= Pro Skijor =

Professional skijoring competition series

Pro Skijor is an American professional skijoring competition series. It developed from Skijoring Utah which was founded in 2017 by Brian Gardner and Joe Loveridge. The first event was held at Soldier Hollow in Midway, Utah. The organization later became PRO Skijor. PRO Skijor launched the Frontier Tour in 2026, expanding competition across multiple western states.

== History ==
Brian Gardner and Joe Loveridge organized Skijoring Utah after becoming interested in bringing skijoring to Utah. The first Skijoring Utah event was held at Soldier Hollow in Midway, Wasatch County, Utah in 2017. The inaugural competition had approximately 100 competitors and 500 spectators. The event subsequently became an annual Utah skijoring competition.

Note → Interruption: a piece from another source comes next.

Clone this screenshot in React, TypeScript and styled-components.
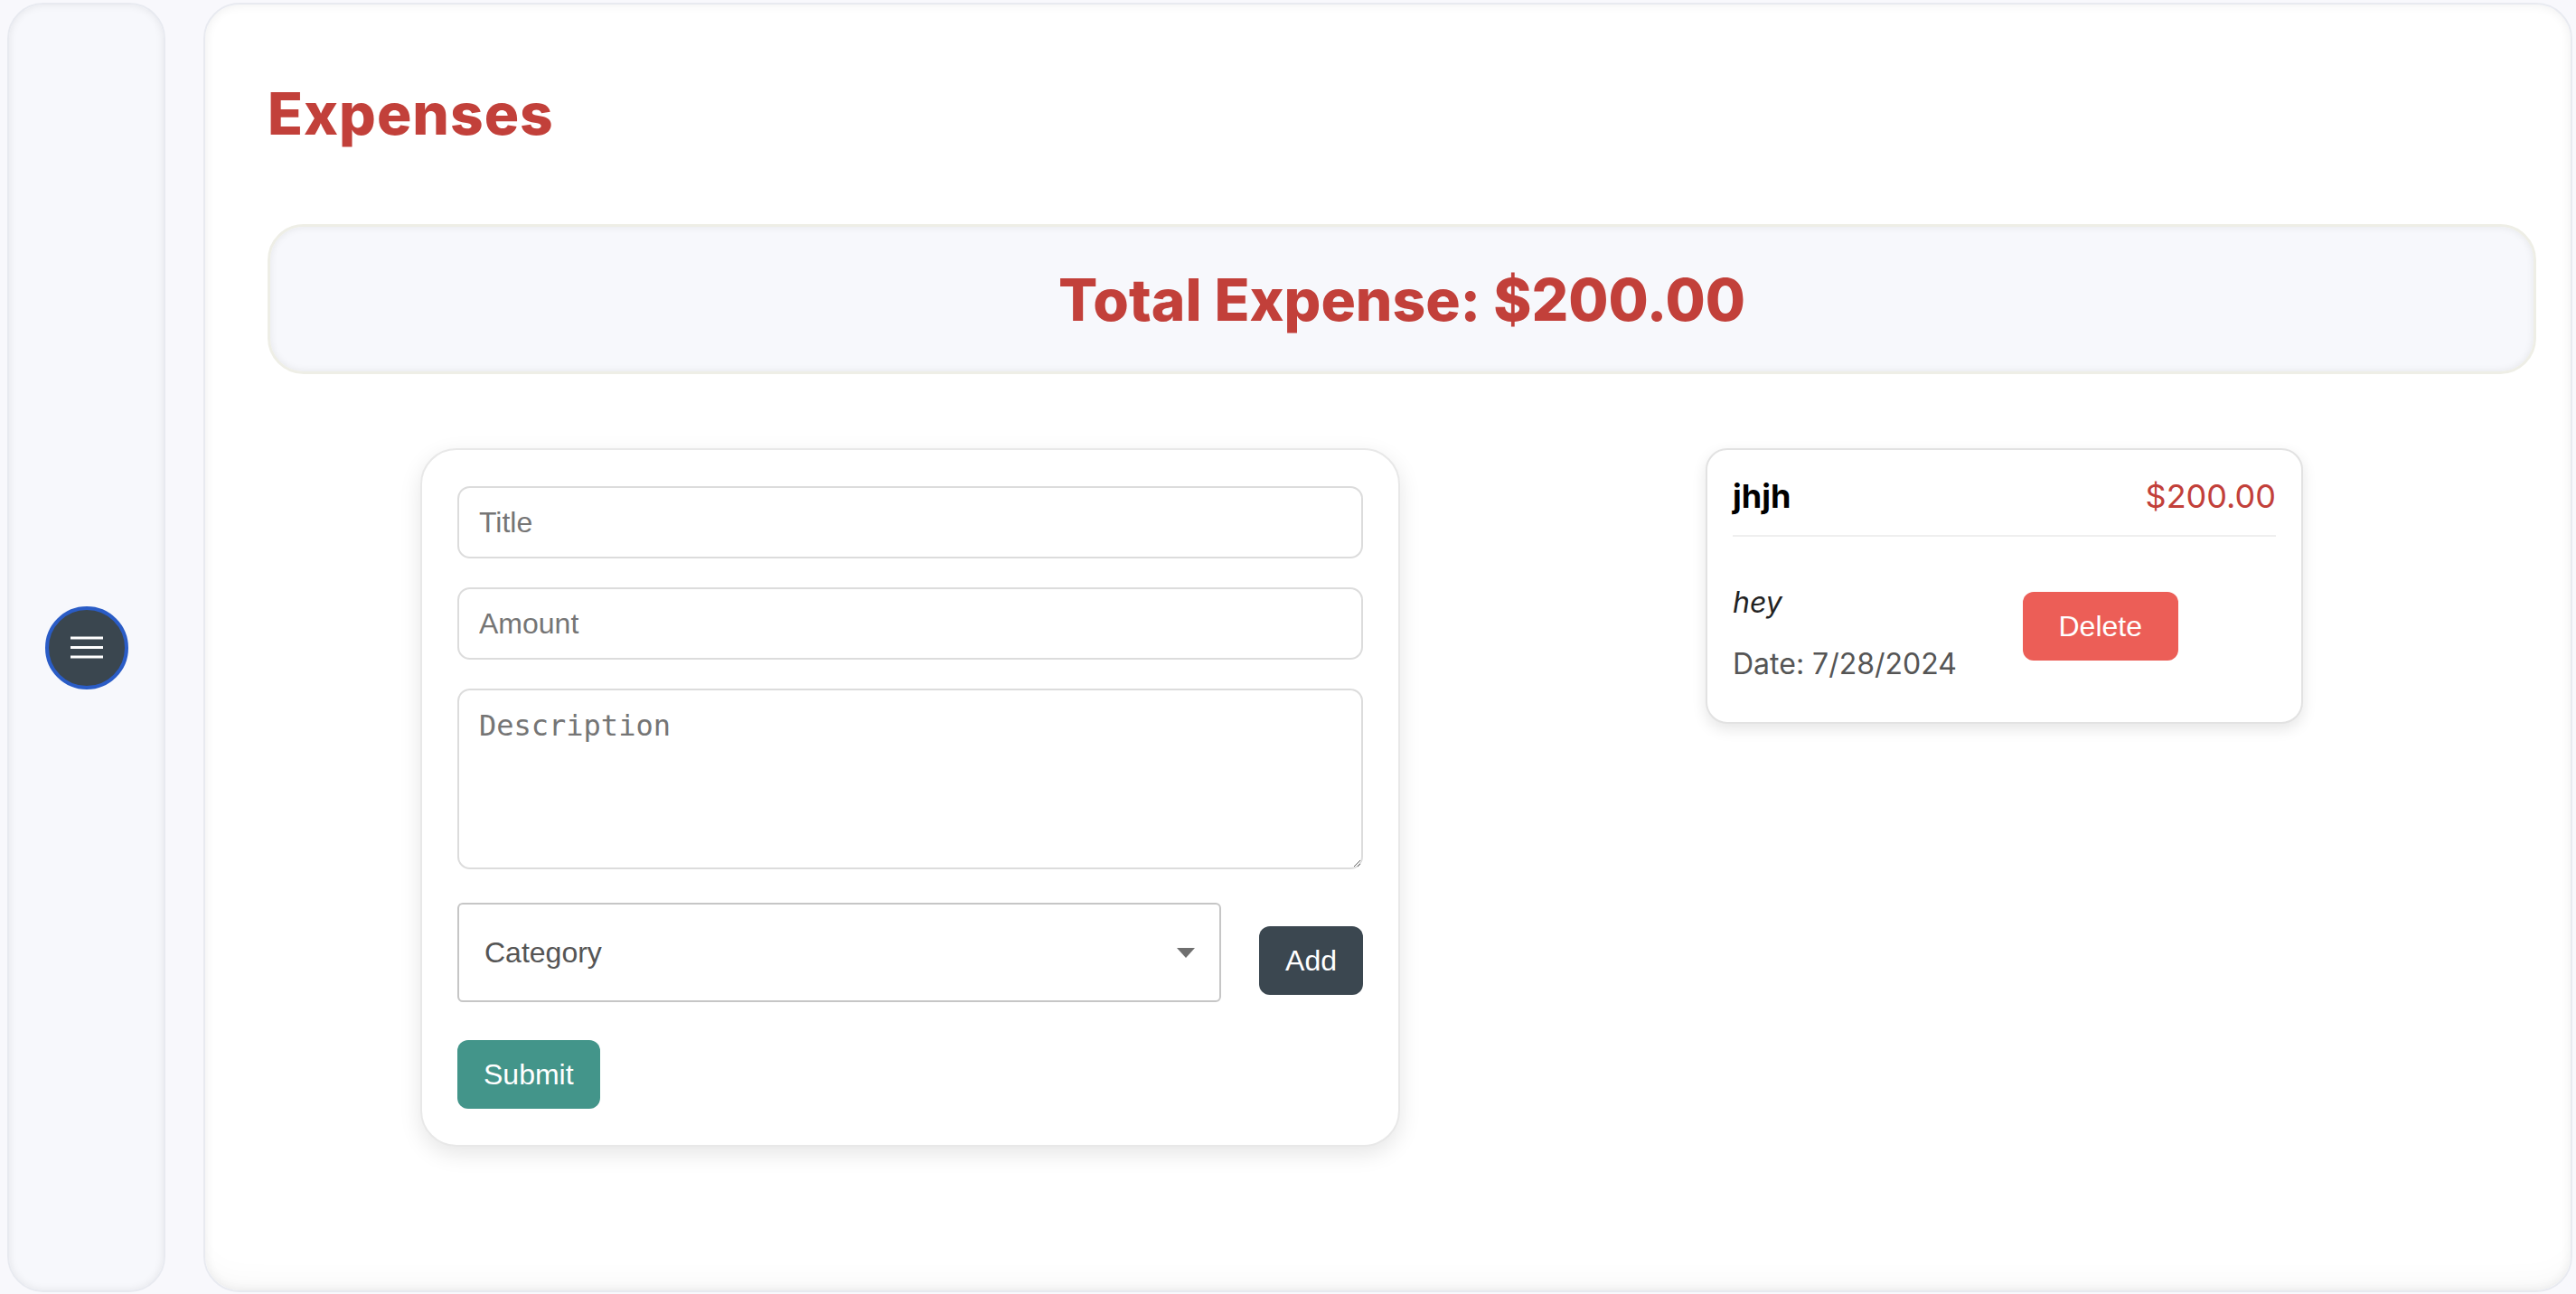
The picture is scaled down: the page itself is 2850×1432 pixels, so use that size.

In 2022, Condé Nast Traveler covered Skijoring Utah in a feature about the sport of skijoring. The writer participated in the competition and described the event, course and experience.

In 2025, the organizers announced that Skijoring Utah was expanding into PRO Skijor. The expansion created the Frontier Tour, a professional multi-event skijoring circuit. The inaugural tour was scheduled with multiple tour stops across Utah, Montana and Idaho.

== Competition format ==
A skijoring team consists of a horse, rider and skier or snowboarder. Skijoring events include multiple divisions across multiple skill levels. The horse and rider travel down the course while pulling the skier/snowboarder by a tow rope. Competitors race against the clock. Courses can include gates, rings and jumps. Missing course elements can result in time penalties. The objective is to complete the course successfully in the fastest adjusted time.

== Frontier Tour ==
The inaugural Frontier Tour began in January 2026. The opening event was held in Heber City, Utah at the Wasatch County Events Complex. The tour operated as a multi-event circuit with stops in Utah, Montana and Idaho. Competitors accumulated tour points over the season toward a tour championship. The inaugural season concluded with the championship finals in Utah in March 2026.